One of the year's most complex achievements in film editing, I think, is one likely to go unrecognized at Oscar time: Eric Zumbrunnen's meticulous cutting of "Her," which goes a long way toward creating a convincing character and a relationship -- more or less literally -- out of thin air. In the last part of the LA Times's excellent "Five Days of 'Her'" series, Zumbrunnen discusses the challenges the film posed, notably the tricky process of replacing a key performance in post-production, as well as the decision over whether or not to feature a physical representation of Scarlett Johansson's Samantha on screen. Fascinating stuff. [LA Times]

Conor Oberst tried out for the title role in "Inside Llewyn Davis," apparently. [The Guardian]

David S. Cohen argues against the notion that "The Wolf of Wall Street" glorifies criminals. [Variety]
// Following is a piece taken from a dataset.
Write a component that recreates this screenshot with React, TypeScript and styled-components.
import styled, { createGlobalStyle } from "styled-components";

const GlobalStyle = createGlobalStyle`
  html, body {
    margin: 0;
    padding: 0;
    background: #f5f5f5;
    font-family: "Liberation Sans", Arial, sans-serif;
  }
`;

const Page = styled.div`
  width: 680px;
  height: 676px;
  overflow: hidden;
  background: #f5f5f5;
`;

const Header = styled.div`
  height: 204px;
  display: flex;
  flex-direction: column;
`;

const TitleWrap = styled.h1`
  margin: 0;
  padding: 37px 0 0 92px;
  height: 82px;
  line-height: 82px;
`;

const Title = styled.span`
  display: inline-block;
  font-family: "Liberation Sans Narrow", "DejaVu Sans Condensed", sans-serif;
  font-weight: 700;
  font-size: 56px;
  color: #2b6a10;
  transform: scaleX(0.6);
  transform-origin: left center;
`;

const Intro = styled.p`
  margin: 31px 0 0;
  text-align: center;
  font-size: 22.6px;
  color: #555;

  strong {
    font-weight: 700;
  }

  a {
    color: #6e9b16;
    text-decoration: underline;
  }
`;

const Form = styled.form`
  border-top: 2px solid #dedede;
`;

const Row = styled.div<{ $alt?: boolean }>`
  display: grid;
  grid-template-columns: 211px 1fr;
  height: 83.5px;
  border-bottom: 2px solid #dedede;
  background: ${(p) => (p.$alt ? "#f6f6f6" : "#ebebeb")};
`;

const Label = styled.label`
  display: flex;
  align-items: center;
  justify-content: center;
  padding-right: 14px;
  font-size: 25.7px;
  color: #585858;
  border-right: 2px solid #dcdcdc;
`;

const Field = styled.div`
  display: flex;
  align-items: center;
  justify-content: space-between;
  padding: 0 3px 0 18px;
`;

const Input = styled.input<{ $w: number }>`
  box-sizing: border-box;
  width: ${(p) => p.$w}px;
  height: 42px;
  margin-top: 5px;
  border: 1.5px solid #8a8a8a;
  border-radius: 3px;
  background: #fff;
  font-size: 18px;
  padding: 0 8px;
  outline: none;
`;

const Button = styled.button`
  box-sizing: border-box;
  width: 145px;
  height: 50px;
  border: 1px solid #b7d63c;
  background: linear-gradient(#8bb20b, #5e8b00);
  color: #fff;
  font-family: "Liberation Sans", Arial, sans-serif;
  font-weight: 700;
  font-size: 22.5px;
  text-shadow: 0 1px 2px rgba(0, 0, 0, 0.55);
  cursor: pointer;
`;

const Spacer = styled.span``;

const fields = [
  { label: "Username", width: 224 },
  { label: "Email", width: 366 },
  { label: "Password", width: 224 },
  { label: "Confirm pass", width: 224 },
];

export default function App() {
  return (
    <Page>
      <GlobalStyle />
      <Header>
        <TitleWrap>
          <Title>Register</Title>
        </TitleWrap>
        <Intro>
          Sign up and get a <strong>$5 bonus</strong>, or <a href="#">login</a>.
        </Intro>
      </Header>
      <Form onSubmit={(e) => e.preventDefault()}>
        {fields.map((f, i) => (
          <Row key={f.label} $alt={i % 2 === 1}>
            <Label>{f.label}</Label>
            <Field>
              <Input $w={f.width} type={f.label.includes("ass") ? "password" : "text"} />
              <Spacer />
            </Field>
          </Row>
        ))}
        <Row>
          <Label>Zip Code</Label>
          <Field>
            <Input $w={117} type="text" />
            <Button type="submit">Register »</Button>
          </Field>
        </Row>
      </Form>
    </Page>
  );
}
Joe Reid, meanwhile, argues that the film condemns and celebrates them, and wonders if the film's critical defenders are a bit too aggressive. [The Wire]

Melena Ryzik profiles two Oscar-shortlisted documentaries banned in their home countries: "The Square" and "Pussy Riot: A Punk Prayer." [New York Times]
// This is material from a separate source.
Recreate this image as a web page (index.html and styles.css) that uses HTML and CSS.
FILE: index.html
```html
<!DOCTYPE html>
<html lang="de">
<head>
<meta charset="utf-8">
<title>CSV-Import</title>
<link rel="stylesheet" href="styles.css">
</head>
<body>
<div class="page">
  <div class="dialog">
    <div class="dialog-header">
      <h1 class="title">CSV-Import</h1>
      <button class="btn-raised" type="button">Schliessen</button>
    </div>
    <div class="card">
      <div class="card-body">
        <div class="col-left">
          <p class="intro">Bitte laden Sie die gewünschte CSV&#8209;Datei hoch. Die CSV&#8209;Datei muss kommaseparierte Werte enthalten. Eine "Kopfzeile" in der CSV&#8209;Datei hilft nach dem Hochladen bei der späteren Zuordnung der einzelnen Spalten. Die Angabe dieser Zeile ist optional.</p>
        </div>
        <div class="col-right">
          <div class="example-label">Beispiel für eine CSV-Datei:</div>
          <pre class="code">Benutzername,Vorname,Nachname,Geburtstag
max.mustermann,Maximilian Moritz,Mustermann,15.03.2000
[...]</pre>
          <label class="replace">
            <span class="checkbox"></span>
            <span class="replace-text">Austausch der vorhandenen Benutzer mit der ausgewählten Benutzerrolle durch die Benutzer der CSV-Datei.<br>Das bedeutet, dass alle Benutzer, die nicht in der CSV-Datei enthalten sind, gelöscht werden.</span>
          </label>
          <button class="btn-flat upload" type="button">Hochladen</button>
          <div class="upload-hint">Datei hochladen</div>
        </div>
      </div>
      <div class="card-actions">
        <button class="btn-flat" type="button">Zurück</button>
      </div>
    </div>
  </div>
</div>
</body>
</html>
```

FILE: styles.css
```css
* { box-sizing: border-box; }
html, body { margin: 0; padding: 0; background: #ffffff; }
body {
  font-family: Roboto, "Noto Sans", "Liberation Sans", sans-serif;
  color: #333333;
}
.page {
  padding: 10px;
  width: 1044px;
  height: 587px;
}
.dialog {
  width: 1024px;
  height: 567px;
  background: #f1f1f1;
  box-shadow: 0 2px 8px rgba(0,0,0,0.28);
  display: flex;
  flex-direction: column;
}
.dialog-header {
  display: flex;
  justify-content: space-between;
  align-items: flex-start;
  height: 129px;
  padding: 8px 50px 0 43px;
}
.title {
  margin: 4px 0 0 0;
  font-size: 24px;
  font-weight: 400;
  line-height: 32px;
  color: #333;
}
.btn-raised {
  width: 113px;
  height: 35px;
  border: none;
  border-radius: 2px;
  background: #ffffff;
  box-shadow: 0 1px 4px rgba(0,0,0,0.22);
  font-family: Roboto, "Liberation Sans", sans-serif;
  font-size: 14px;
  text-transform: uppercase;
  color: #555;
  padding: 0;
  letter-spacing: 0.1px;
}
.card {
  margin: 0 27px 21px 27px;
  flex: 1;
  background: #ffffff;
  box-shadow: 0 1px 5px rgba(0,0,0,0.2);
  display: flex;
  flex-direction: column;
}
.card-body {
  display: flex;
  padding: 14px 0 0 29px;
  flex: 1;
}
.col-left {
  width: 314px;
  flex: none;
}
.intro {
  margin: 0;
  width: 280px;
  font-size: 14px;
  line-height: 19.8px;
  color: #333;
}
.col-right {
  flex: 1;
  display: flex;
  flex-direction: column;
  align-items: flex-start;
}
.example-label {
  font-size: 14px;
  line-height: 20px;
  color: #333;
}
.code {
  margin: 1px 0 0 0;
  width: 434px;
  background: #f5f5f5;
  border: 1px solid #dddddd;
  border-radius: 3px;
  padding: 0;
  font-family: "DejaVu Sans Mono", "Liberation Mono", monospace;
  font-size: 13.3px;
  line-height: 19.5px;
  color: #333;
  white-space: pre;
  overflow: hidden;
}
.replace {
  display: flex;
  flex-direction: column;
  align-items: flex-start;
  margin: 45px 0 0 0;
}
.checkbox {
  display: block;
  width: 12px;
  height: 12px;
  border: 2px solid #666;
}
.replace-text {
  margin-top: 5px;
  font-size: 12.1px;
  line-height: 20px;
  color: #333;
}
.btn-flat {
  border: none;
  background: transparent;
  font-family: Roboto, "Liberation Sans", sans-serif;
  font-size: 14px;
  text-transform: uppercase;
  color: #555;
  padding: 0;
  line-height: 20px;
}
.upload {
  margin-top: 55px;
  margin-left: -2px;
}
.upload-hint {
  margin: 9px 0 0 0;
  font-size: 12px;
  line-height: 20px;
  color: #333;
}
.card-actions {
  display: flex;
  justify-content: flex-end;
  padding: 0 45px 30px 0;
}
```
Wesley Morris joins the increasingly large anti-"Saving Mr. Banks" contingent, railing against the film's "appalling chill." [Grantland]
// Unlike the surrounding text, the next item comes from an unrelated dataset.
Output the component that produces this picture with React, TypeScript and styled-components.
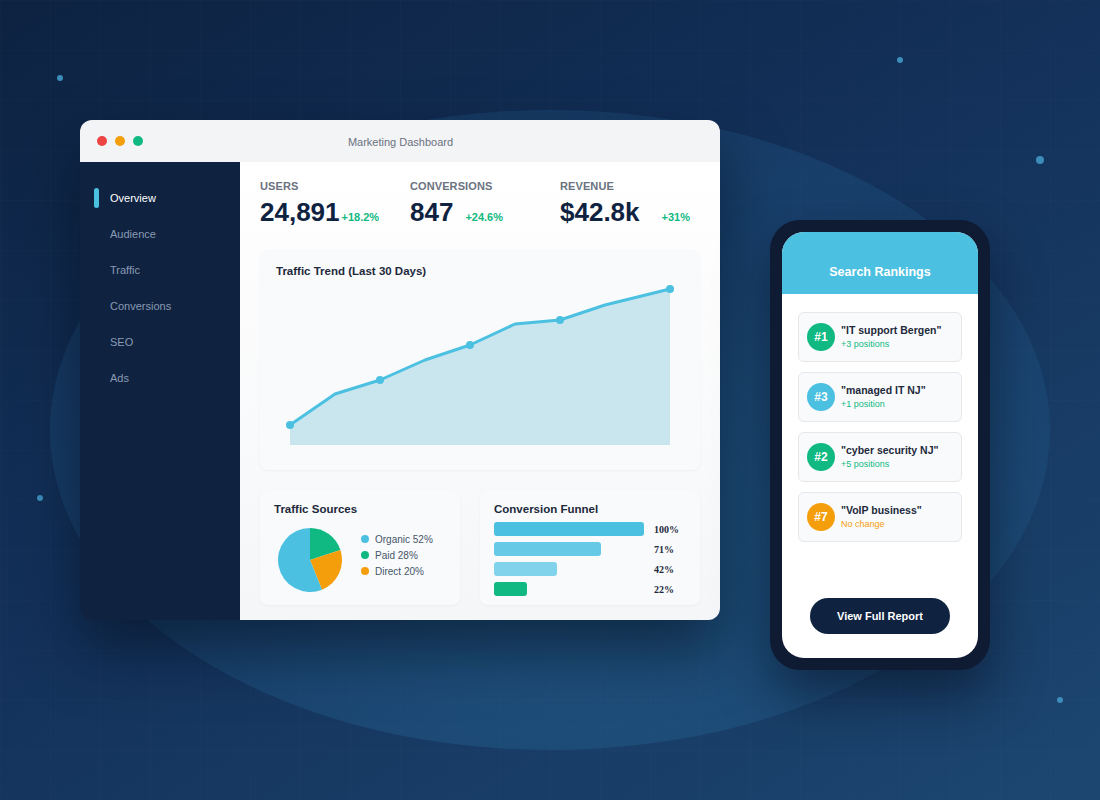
import React from 'react';
import styled, { createGlobalStyle } from 'styled-components';

const GlobalStyle = createGlobalStyle`
    html, body {
        margin: 0;
        padding: 0;
        background: #0d2240;
    }
    body {
        font-family: 'Liberation Sans', Arial, sans-serif;
    }
`;

const BLUE = '#4bc0e0';
const GREEN = '#10b981';
const ORANGE = '#f59e0b';
const NAVY = '#0f2341';

const stats = [
    { label: 'USERS', value: '24,891', change: '+18.2%', offset: 2 },
    { label: 'CONVERSIONS', value: '847', change: '+24.6%', offset: 12 },
    { label: 'REVENUE', value: '$42.8k', change: '+31%', offset: 22 },
];

const navItems = ['Overview', 'Audience', 'Traffic', 'Conversions', 'SEO', 'Ads'];

const trend = [
    [14, 145],
    [59, 114],
    [104, 100],
    [149, 80],
    [194, 65],
    [239, 44],
    [284, 40],
    [329, 25],
    [394, 9],
];

const sources = [
    { label: 'Organic 52%', color: BLUE },
    { label: 'Paid 28%', color: GREEN },
    { label: 'Direct 20%', color: ORANGE },
];

const funnel = [
    { pct: 100, color: '#4bc0e0' },
    { pct: 71, color: '#66c9e6' },
    { pct: 42, color: '#80d3ea' },
    { pct: 22, color: GREEN },
];

const rankings = [
    { rank: '#1', term: '"IT support Bergen"', note: '+3 positions', color: GREEN, noteColor: GREEN },
    { rank: '#3', term: '"managed IT NJ"', note: '+1 position', color: BLUE, noteColor: GREEN },
    { rank: '#2', term: '"cyber security NJ"', note: '+5 positions', color: GREEN, noteColor: GREEN },
    { rank: '#7', term: '"VoIP business"', note: 'No change', color: ORANGE, noteColor: ORANGE },
];

const dots = [
    { x: 60, y: 78, r: 3 },
    { x: 900, y: 60, r: 3 },
    { x: 1040, y: 160, r: 4 },
    { x: 40, y: 498, r: 3 },
    { x: 1060, y: 700, r: 3 },
];

const Stage = styled.div`
    position: relative;
    width: 1100px;
    height: 800px;
    overflow: hidden;
    background: linear-gradient(150deg, #0d2241 0%, #13315a 45%, #1c4670 100%);

    &::before {
        content: '';
        position: absolute;
        inset: 0;
        background-image: linear-gradient(rgba(255, 255, 255, 0.012) 1px, transparent 1px),
            linear-gradient(90deg, rgba(255, 255, 255, 0.012) 1px, transparent 1px);
        background-size: 50px 50px;
    }
`;

const Glow = styled.div`
    position: absolute;
    left: 50px;
    top: 110px;
    width: 1000px;
    height: 640px;
    border-radius: 50%;
    background: radial-gradient(ellipse at 50% 62%, rgba(42, 112, 158, 0.5) 0%, rgba(36, 96, 146, 0.3) 60%, rgba(34, 90, 140, 0.22) 100%);
`;

const Dot = styled.span<{ $r: number }>`
    position: absolute;
    width: ${(p) => p.$r * 2}px;
    height: ${(p) => p.$r * 2}px;
    margin: -${(p) => p.$r}px 0 0 -${(p) => p.$r}px;
    border-radius: 50%;
    background: #3d8dbb;
`;

const Window = styled.div`
    position: absolute;
    left: 80px;
    top: 120px;
    width: 640px;
    height: 500px;
    border-radius: 12px;
    overflow: hidden;
    display: flex;
    flex-direction: column;
    box-shadow: 0 30px 60px rgba(3, 12, 28, 0.55);
`;

const TitleBar = styled.div`
    position: relative;
    height: 42px;
    flex: none;
    background: #f3f4f6;
    display: flex;
    align-items: center;
    padding-left: 17px;
    gap: 8px;
`;

const Light = styled.span<{ $color: string }>`
    width: 10px;
    height: 10px;
    border-radius: 50%;
    background: ${(p) => p.$color};
`;

const WindowTitle = styled.div`
    flex: 1;
    text-align: center;
    margin: 2px 70px 0 0;
    font-size: 11px;
    color: #6b7280;
`;

const Body = styled.div`
    flex: 1;
    display: flex;
    min-height: 0;
`;

const Sidebar = styled.nav`
    width: 160px;
    flex: none;
    background: #0f2240;
    padding-top: 18px;
    box-sizing: border-box;
`;

const NavItem = styled.div<{ $active?: boolean }>`
    position: relative;
    height: 36px;
    display: flex;
    align-items: center;
    padding-left: 30px;
    font-size: 11px;
    color: ${(p) => (p.$active ? '#ffffff' : '#8a9bb4')};

    &::before {
        content: '';
        display: ${(p) => (p.$active ? 'block' : 'none')};
        position: absolute;
        left: 14px;
        top: 8px;
        width: 5px;
        height: 20px;
        border-radius: 3px;
        background: ${BLUE};
    }
`;

const Main = styled.main`
    flex: 1;
    min-width: 0;
    background: linear-gradient(180deg, #ffffff 0%, #f5f6f8 100%);
    padding: 18px 20px 15px;
    display: flex;
    flex-direction: column;
    gap: 20px;
`;

const StatsRow = styled.div`
    display: grid;
    grid-template-columns: 150px 150px 1fr;
    margin-bottom: 4px;
`;

const StatLabel = styled.div`
    font-size: 11px;
    font-weight: 700;
    line-height: 13px;
    color: #6b7280;
    letter-spacing: 0.1px;
`;

const StatValueRow = styled.div`
    display: flex;
    align-items: baseline;
    margin-top: 5px;
`;

const StatValue = styled.div`
    font-size: 26px;
    font-weight: 700;
    line-height: 28px;
    color: ${NAVY};
`;

const StatChange = styled.span<{ $offset: number }>`
    margin-left: ${(p) => p.$offset}px;
    font-size: 11px;
    font-weight: 700;
    color: ${GREEN};
`;

const Card = styled.section`
    background: #f8fafc;
    border-radius: 8px;
    box-shadow: 0 1px 3px rgba(15, 35, 65, 0.04);
`;

const ChartCard = styled(Card)`
    height: 220px;
    padding: 14px 16px 0;
    box-sizing: border-box;
`;

const CardTitle = styled.h3`
    margin: 0;
    font-size: 11.5px;
    line-height: 14px;
    font-weight: 700;
    color: #1e293b;
`;

const ChartSvg = styled.svg`
    display: block;
    margin-top: 2px;
`;

const BottomRow = styled.div`
    display: grid;
    grid-template-columns: 200px 220px;
    gap: 20px;
`;

const SmallCard = styled(Card)`
    height: 115px;
    padding: 12px 14px 0;
    box-sizing: border-box;
`;

const PieRow = styled.div`
    display: flex;
    align-items: center;
    margin-top: 12px;
    padding-left: 4px;
    gap: 19px;
`;

const Legend = styled.ul`
    list-style: none;
    margin: -10px 0 0;
    padding: 0;
    display: flex;
    flex-direction: column;
    gap: 3px;
`;

const LegendItem = styled.li<{ $color: string }>`
    display: flex;
    align-items: center;
    gap: 6px;
    font-size: 10px;
    line-height: 13px;
    color: #475569;

    &::before {
        content: '';
        width: 8px;
        height: 8px;
        border-radius: 50%;
        background: ${(p) => p.$color};
    }
`;

const FunnelList = styled.div`
    margin-top: 6px;
    display: flex;
    flex-direction: column;
    gap: 6px;
`;

const FunnelRow = styled.div`
    display: flex;
    align-items: center;
`;

const FunnelTrack = styled.div`
    width: 150px;
    margin-right: 10px;
`;

const FunnelBar = styled.div<{ $color: string }>`
    height: 14px;
    border-radius: 3px;
    background: ${(p) => p.$color};
`;

const FunnelPct = styled.span`
    font-family: 'Liberation Serif', 'Times New Roman', serif;
    font-weight: 700;
    font-size: 10px;
    color: #1e293b;
`;

const Phone = styled.div`
    position: absolute;
    left: 770px;
    top: 220px;
    width: 220px;
    height: 450px;
    padding: 12px;
    box-sizing: border-box;
    border-radius: 30px;
    background: #0f1a33;
    box-shadow: 0 25px 50px rgba(3, 10, 25, 0.5);
`;

const Screen = styled.div`
    height: 100%;
    border-radius: 22px;
    overflow: hidden;
    background: #ffffff;
    display: flex;
    flex-direction: column;
`;

const PhoneHeader = styled.header`
    height: 62px;
    flex: none;
    background: ${BLUE};
    display: flex;
    align-items: center;
    justify-content: center;
    padding-top: 18px;
    box-sizing: border-box;
    color: #ffffff;
    font-size: 12.5px;
    font-weight: 700;
`;

const RankList = styled.div`
    padding: 18px 16px 0;
    display: flex;
    flex-direction: column;
    gap: 10px;
`;

const RankCard = styled.div`
    height: 50px;
    box-sizing: border-box;
    display: flex;
    align-items: center;
    gap: 6px;
    padding-left: 8px;
    background: #f8fafc;
    border: 1px solid #e5e7eb;
    border-radius: 6px;
`;

const Badge = styled.div<{ $color: string }>`
    width: 28px;
    height: 28px;
    border-radius: 50%;
    flex: none;
    background: ${(p) => p.$color};
    color: #ffffff;
    font-size: 12px;
    font-weight: 700;
    display: flex;
    align-items: center;
    justify-content: center;
`;

const RankText = styled.div`
    display: flex;
    flex-direction: column;
    gap: 3px;
    margin-top: -1px;
`;

const RankTerm = styled.div`
    font-size: 10.5px;
    font-weight: 700;
    color: #1e293b;
`;

const RankNote = styled.div<{ $color: string }>`
    font-size: 9px;
    color: ${(p) => p.$color};
`;

const ReportButton = styled.button`
    margin: auto auto 24px;
    width: 140px;
    height: 36px;
    border: 0;
    border-radius: 18px;
    background: ${NAVY};
    color: #ffffff;
    font-family: inherit;
    font-size: 11px;
    font-weight: 700;
`;

const TrendChart = () => {
    const line = trend.map(([x, y]) => `${x},${y}`).join(' ');
    const area = `M14,165 L${trend.map(([x, y]) => `${x},${y}`).join(' L')} L394,165 Z`;
    return (
        <ChartSvg width="408" height="176" viewBox="0 0 408 176">
            <path d={area} fill="#c9e6ef" />
            <polyline points={line} fill="none" stroke={BLUE} strokeWidth="3" strokeLinejoin="round" />
            {trend
                .filter((_, i) => i % 2 === 0)
                .map(([x, y]) => (
                    <circle key={x} cx={x} cy={y} r="4" fill={BLUE} />
                ))}
        </ChartSvg>
    );
};

const Pie = () => (
    <svg width="64" height="64" viewBox="0 0 64 64">
        <path d="M32,32 L32,0 A32,32 0 0 1 62.43,22.11 Z" fill={GREEN} />
        <path d="M32,32 L62.43,22.11 A32,32 0 0 1 43.99,61.67 Z" fill={ORANGE} />
        <path d="M32,32 L43.99,61.67 A32,32 0 1 1 32,0 Z" fill={BLUE} />
    </svg>
);

const App = () => (
    <Stage>
        <GlobalStyle />
        <Glow />
        {dots.map((d) => (
            <Dot key={d.x} $r={d.r} style={{ left: d.x, top: d.y }} />
        ))}

        <Window>
            <TitleBar>
                <Light $color="#ef4444" />
                <Light $color={ORANGE} />
                <Light $color={GREEN} />
                <WindowTitle>Marketing Dashboard</WindowTitle>
            </TitleBar>
            <Body>
                <Sidebar>
                    {navItems.map((item, i) => (
                        <NavItem key={item} $active={i === 0}>
                            {item}
                        </NavItem>
                    ))}
                </Sidebar>
                <Main>
                    <StatsRow>
                        {stats.map((s) => (
                            <div key={s.label}>
                                <StatLabel>{s.label}</StatLabel>
                                <StatValueRow>
                                    <StatValue>{s.value}</StatValue>
                                    <StatChange $offset={s.offset}>{s.change}</StatChange>
                                </StatValueRow>
                            </div>
                        ))}
                    </StatsRow>

                    <ChartCard>
                        <CardTitle>Traffic Trend (Last 30 Days)</CardTitle>
                        <TrendChart />
                    </ChartCard>

                    <BottomRow>
                        <SmallCard>
                            <CardTitle>Traffic Sources</CardTitle>
                            <PieRow>
                                <Pie />
                                <Legend>
                                    {sources.map((s) => (
                                        <LegendItem key={s.label} $color={s.color}>
                                            {s.label}
                                        </LegendItem>
                                    ))}
                                </Legend>
                            </PieRow>
                        </SmallCard>
                        <SmallCard>
                            <CardTitle>Conversion Funnel</CardTitle>
                            <FunnelList>
                                {funnel.map((f) => (
                                    <FunnelRow key={f.pct}>
                                        <FunnelTrack>
                                            <FunnelBar $color={f.color} style={{ width: `${f.pct}%` }} />
                                        </FunnelTrack>
                                        <FunnelPct>{f.pct}%</FunnelPct>
                                    </FunnelRow>
                                ))}
                            </FunnelList>
                        </SmallCard>
                    </BottomRow>
                </Main>
            </Body>
        </Window>

        <Phone>
            <Screen>
                <PhoneHeader>Search Rankings</PhoneHeader>
                <RankList>
                    {rankings.map((r) => (
                        <RankCard key={r.term}>
                            <Badge $color={r.color}>{r.rank}</Badge>
                            <RankText>
                                <RankTerm>{r.term}</RankTerm>
                                <RankNote $color={r.noteColor}>{r.note}</RankNote>
                            </RankText>
                        </RankCard>
                    ))}
                </RankList>
                <ReportButton>View Full Report</ReportButton>
            </Screen>
        </Phone>
    </Stage>
);

export default App;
"Banks" screenwriter Kelly Marcel, meanwhile, describes the scene in the film that she found toughest to write. [Vulture]

R. Kurt Osenlund on the bright Oscar prospects of "American Hustle," which he describes as the highlight of a year "replete with great trash." [Slant]

Andy Hoglund on why 2013 was secretly the year of Spike Jonze. [The Film Experience]

I suppose this is an honor of sorts: the first "Hobbit" film was last year's most-pirated title. But who knew that many people were keen to see "Gangster Squad?" [Screen Daily]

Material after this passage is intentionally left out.